— Start Dataset section —
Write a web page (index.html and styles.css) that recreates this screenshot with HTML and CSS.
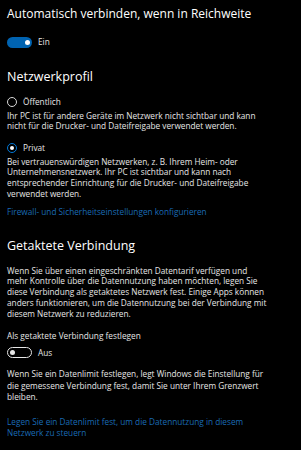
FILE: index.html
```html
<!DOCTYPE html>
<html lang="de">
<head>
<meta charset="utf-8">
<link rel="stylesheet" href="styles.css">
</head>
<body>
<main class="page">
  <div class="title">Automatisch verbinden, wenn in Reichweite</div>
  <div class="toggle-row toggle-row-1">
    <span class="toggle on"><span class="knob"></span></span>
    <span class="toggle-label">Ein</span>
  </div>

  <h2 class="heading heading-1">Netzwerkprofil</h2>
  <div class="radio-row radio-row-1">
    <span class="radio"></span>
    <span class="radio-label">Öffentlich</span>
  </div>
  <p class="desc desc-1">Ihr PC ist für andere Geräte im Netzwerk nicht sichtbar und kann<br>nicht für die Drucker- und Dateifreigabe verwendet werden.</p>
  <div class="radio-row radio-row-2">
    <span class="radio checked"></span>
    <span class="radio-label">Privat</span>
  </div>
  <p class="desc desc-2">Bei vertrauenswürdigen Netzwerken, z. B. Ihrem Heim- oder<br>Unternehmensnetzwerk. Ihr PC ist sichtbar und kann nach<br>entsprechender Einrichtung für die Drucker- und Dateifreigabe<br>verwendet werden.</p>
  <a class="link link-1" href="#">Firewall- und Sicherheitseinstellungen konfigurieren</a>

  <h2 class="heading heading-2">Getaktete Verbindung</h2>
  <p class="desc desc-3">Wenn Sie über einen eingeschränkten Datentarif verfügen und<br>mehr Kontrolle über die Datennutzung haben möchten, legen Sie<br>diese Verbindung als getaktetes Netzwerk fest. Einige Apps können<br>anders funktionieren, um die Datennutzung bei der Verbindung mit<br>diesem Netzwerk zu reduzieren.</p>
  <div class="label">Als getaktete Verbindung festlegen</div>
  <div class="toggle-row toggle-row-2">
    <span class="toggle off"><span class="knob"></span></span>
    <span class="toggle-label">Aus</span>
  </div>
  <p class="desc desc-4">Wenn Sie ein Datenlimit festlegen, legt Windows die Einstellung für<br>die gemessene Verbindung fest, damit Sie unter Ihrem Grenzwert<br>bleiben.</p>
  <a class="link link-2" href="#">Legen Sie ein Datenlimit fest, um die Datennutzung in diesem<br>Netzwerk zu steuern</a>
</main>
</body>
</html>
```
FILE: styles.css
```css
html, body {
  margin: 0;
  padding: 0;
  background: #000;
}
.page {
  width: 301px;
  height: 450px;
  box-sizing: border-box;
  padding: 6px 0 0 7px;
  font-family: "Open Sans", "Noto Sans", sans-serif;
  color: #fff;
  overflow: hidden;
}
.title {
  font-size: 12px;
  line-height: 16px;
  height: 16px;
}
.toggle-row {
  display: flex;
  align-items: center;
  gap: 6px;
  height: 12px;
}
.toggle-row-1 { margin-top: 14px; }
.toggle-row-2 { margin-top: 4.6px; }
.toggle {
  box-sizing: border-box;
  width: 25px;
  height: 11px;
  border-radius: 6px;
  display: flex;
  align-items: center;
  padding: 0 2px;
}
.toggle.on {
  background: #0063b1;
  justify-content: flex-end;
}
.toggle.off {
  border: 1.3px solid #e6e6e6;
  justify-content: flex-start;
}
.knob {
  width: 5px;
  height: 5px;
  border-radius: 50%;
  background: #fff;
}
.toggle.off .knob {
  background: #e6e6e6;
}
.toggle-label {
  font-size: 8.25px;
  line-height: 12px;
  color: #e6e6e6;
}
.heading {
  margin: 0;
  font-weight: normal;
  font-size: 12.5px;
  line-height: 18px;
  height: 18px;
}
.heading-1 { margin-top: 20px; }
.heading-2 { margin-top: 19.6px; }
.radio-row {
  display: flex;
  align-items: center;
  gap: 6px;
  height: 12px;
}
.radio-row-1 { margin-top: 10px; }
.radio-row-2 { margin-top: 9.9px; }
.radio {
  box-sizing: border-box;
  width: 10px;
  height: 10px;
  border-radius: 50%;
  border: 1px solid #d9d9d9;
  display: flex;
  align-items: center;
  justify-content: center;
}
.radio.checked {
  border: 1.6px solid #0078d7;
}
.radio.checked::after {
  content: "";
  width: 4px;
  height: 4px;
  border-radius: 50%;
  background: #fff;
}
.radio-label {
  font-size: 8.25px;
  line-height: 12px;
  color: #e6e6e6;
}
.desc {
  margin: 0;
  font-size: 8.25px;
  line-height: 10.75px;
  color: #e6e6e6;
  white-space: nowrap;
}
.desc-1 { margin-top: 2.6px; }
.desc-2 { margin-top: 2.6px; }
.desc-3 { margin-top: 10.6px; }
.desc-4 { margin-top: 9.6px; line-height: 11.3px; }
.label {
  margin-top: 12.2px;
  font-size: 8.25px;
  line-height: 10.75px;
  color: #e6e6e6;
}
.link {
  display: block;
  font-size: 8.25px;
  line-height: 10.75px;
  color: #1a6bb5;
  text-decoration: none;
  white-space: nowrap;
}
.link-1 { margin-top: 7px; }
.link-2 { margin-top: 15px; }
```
— End Dataset section —
Do this: Reproduce each line exactly, please, except for any pictures.

Solution to this exercise:
Write a web page (index.html and styles.css) that recreates this screenshot with HTML and CSS.
FILE: index.html
```html
<!DOCTYPE html>
<html lang="de">
<head>
<meta charset="utf-8">
<link rel="stylesheet" href="styles.css">
</head>
<body>
<main class="page">
  <div class="title">Automatisch verbinden, wenn in Reichweite</div>
  <div class="toggle-row toggle-row-1">
    <span class="toggle on"><span class="knob"></span></span>
    <span class="toggle-label">Ein</span>
  </div>

  <h2 class="heading heading-1">Netzwerkprofil</h2>
  <div class="radio-row radio-row-1">
    <span class="radio"></span>
    <span class="radio-label">Öffentlich</span>
  </div>
  <p class="desc desc-1">Ihr PC ist für andere Geräte im Netzwerk nicht sichtbar und kann<br>nicht für die Drucker- und Dateifreigabe verwendet werden.</p>
  <div class="radio-row radio-row-2">
    <span class="radio checked"></span>
    <span class="radio-label">Privat</span>
  </div>
  <p class="desc desc-2">Bei vertrauenswürdigen Netzwerken, z. B. Ihrem Heim- oder<br>Unternehmensnetzwerk. Ihr PC ist sichtbar und kann nach<br>entsprechender Einrichtung für die Drucker- und Dateifreigabe<br>verwendet werden.</p>
  <a class="link link-1" href="#">Firewall- und Sicherheitseinstellungen konfigurieren</a>

  <h2 class="heading heading-2">Getaktete Verbindung</h2>
  <p class="desc desc-3">Wenn Sie über einen eingeschränkten Datentarif verfügen und<br>mehr Kontrolle über die Datennutzung haben möchten, legen Sie<br>diese Verbindung als getaktetes Netzwerk fest. Einige Apps können<br>anders funktionieren, um die Datennutzung bei der Verbindung mit<br>diesem Netzwerk zu reduzieren.</p>
  <div class="label">Als getaktete Verbindung festlegen</div>
  <div class="toggle-row toggle-row-2">
    <span class="toggle off"><span class="knob"></span></span>
    <span class="toggle-label">Aus</span>
  </div>
  <p class="desc desc-4">Wenn Sie ein Datenlimit festlegen, legt Windows die Einstellung für<br>die gemessene Verbindung fest, damit Sie unter Ihrem Grenzwert<br>bleiben.</p>
  <a class="link link-2" href="#">Legen Sie ein Datenlimit fest, um die Datennutzung in diesem<br>Netzwerk zu steuern</a>
</main>
</body>
</html>
```
FILE: styles.css
```css
html, body {
  margin: 0;
  padding: 0;
  background: #000;
}
.page {
  width: 301px;
  height: 450px;
  box-sizing: border-box;
  padding: 6px 0 0 7px;
  font-family: "Open Sans", "Noto Sans", sans-serif;
  color: #fff;
  overflow: hidden;
}
.title {
  font-size: 12px;
  line-height: 16px;
  height: 16px;
}
.toggle-row {
  display: flex;
  align-items: center;
  gap: 6px;
  height: 12px;
}
.toggle-row-1 { margin-top: 14px; }
.toggle-row-2 { margin-top: 4.6px; }
.toggle {
  box-sizing: border-box;
  width: 25px;
  height: 11px;
  border-radius: 6px;
  display: flex;
  align-items: center;
  padding: 0 2px;
}
.toggle.on {
  background: #0063b1;
  justify-content: flex-end;
}
.toggle.off {
  border: 1.3px solid #e6e6e6;
  justify-content: flex-start;
}
.knob {
  width: 5px;
  height: 5px;
  border-radius: 50%;
  background: #fff;
}
.toggle.off .knob {
  background: #e6e6e6;
}
.toggle-label {
  font-size: 8.25px;
  line-height: 12px;
  color: #e6e6e6;
}
.heading {
  margin: 0;
  font-weight: normal;
  font-size: 12.5px;
  line-height: 18px;
  height: 18px;
}
.heading-1 { margin-top: 20px; }
.heading-2 { margin-top: 19.6px; }
.radio-row {
  display: flex;
  align-items: center;
  gap: 6px;
  height: 12px;
}
.radio-row-1 { margin-top: 10px; }
.radio-row-2 { margin-top: 9.9px; }
.radio {
  box-sizing: border-box;
  width: 10px;
  height: 10px;
  border-radius: 50%;
  border: 1px solid #d9d9d9;
  display: flex;
  align-items: center;
  justify-content: center;
}
.radio.checked {
  border: 1.6px solid #0078d7;
}
.radio.checked::after {
  content: "";
  width: 4px;
  height: 4px;
  border-radius: 50%;
  background: #fff;
}
.radio-label {
  font-size: 8.25px;
  line-height: 12px;
  color: #e6e6e6;
}
.desc {
  margin: 0;
  font-size: 8.25px;
  line-height: 10.75px;
  color: #e6e6e6;
  white-space: nowrap;
}
.desc-1 { margin-top: 2.6px; }
.desc-2 { margin-top: 2.6px; }
.desc-3 { margin-top: 10.6px; }
.desc-4 { margin-top: 9.6px; line-height: 11.3px; }
.label {
  margin-top: 12.2px;
  font-size: 8.25px;
  line-height: 10.75px;
  color: #e6e6e6;
}
.link {
  display: block;
  font-size: 8.25px;
  line-height: 10.75px;
  color: #1a6bb5;
  text-decoration: none;
  white-space: nowrap;
}
.link-1 { margin-top: 7px; }
.link-2 { margin-top: 15px; }
```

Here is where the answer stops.